小山駅の人気立ち食いそば店が閉店へ 新海誠監督アニメの聖地

1月14日で閉店する「小山駅きそば」(中沢製麺提供)

 JR小山駅構内の宇都宮線上りホームにある人気の立ち食いそば店「小山駅きそば」が、来年1月14日で閉店する。会員制交流サイト(SNS)には閉店を惜しむ声があふれ、同店には「最後の一杯」を求める客が続々と押し寄せている。

 閉店はJR東日本のグループ再編に伴う委託契約の終了のため。今月初めに正式に決まり、閉店1カ月前の14日に委託運営会社の中沢製麺(栃木市平柳町)の中澤健太(なかざわけんた)社長がツイッターで公表すると、瞬く間に広まった。

 「ある程度反響はあるだろうと思っていたが、想像を超えている」と、中澤社長は驚きの表情だ。1日の平均売り上げは閉店公表前の2倍以上、公表直後の週末には1日600杯以上売れたという。

 小山駅きそばは、1950年代前半には今の場所にあった。かつて同駅構内には宇都宮線、両毛線、水戸線のホームに3店舗あった。中沢製麺は1991年から3店舗を運営しており、宇都宮線店は最後に残った同社の直営そば店だった。
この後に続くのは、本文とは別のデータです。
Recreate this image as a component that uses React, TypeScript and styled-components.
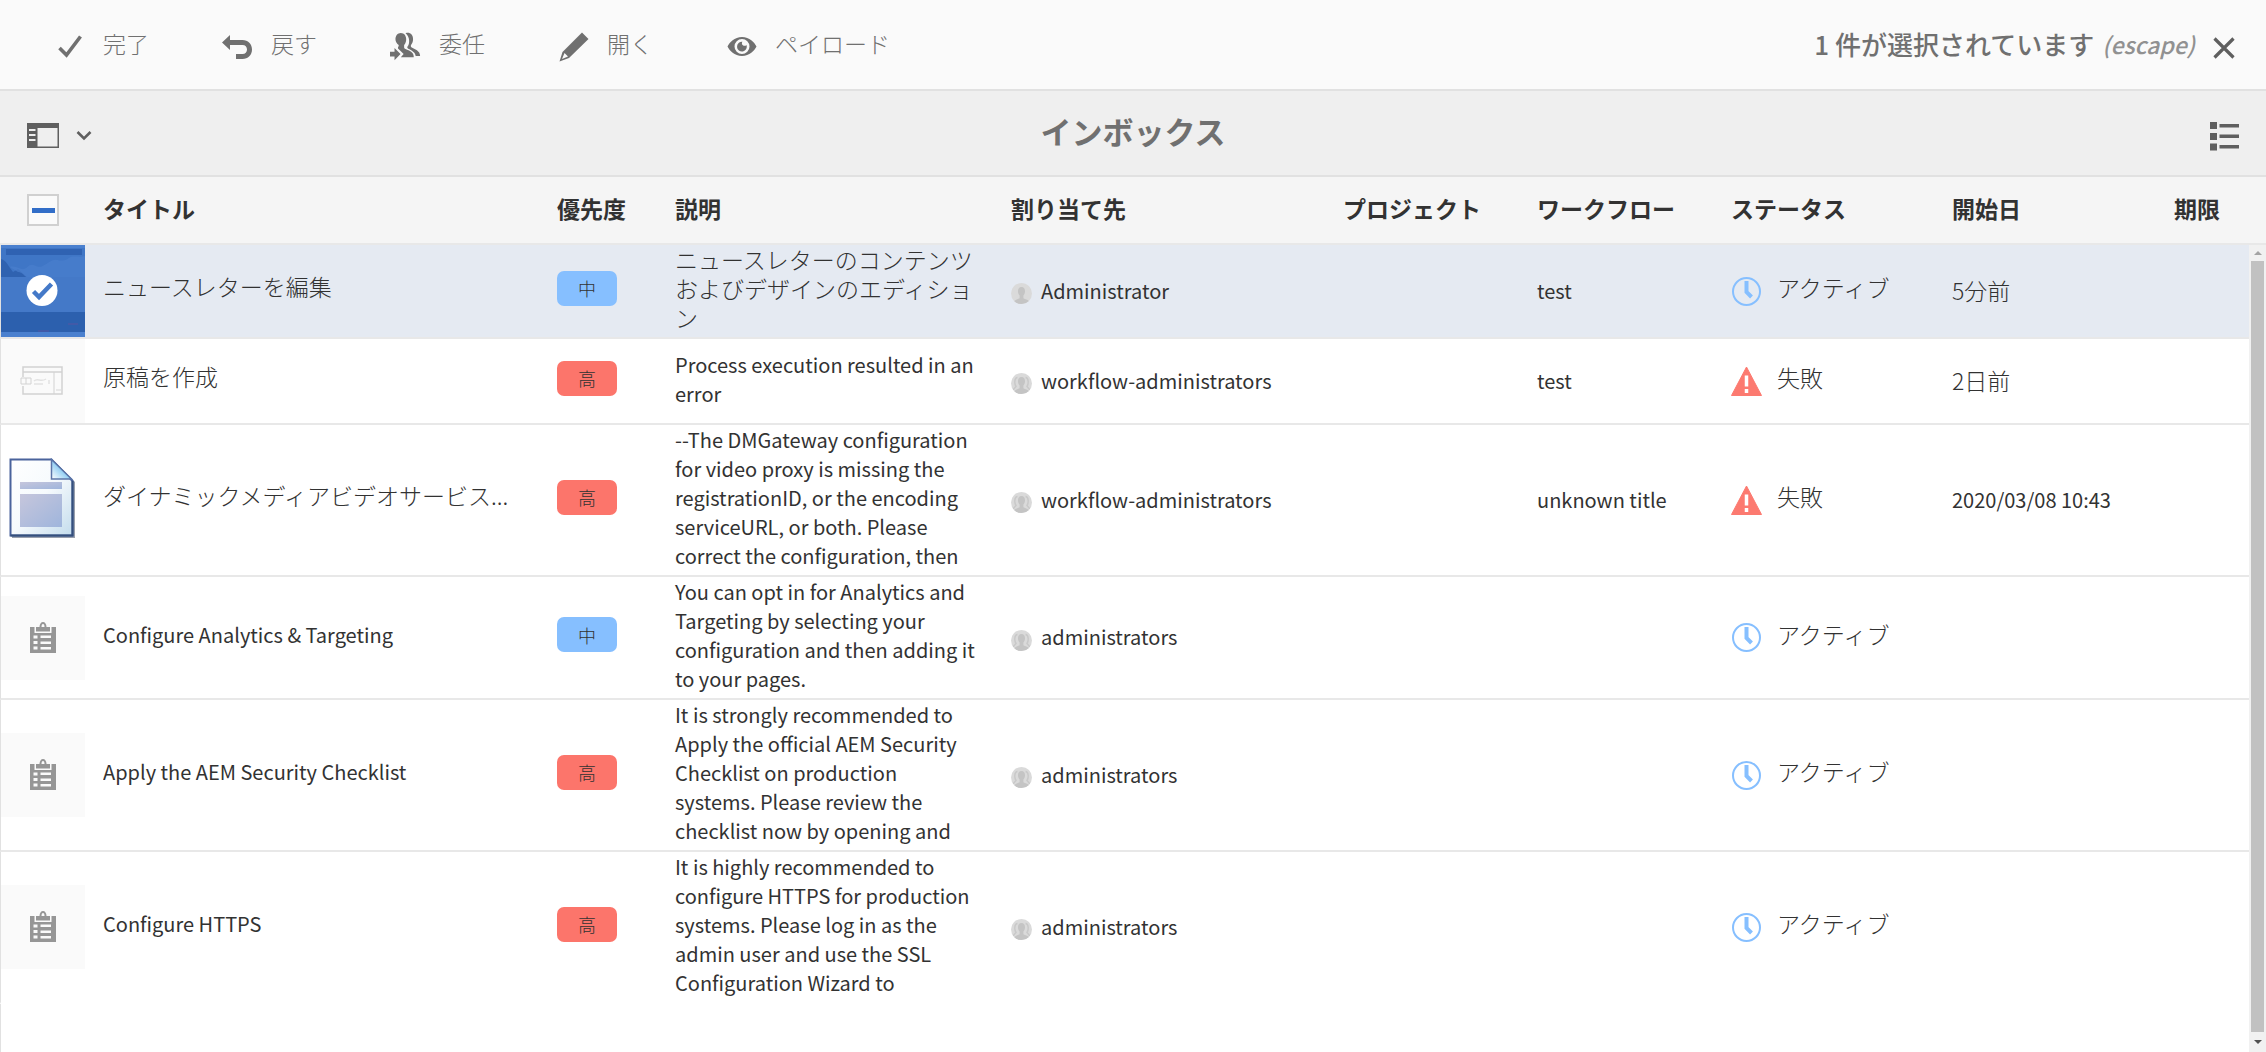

 人気に火がついたのは、2007年公開の新海誠(しんかいまこと)監督の短編アニメ「秒速5センチメートル」で、両毛線店がモデルとして登場したころから。「聖地巡礼」で店を訪れるアニメファンが増えた。10年に3代目を引き継いだ中澤社長はネットでの情報発信に力を入れ、旅行雑誌に取り上げられることも増えた。

 昭和を感じさせるレトロなたたずまい、安くておいしい立ち食いそばは、アニメや鉄道ファンだけでない幅広い層のファンを獲得した。

 中澤社長は「いろいろな相乗効果があいまって、あの店が成立したのだと思う。閉店までの時間は短いが、できるだけ多くの方に食べていただきたい」と話していた。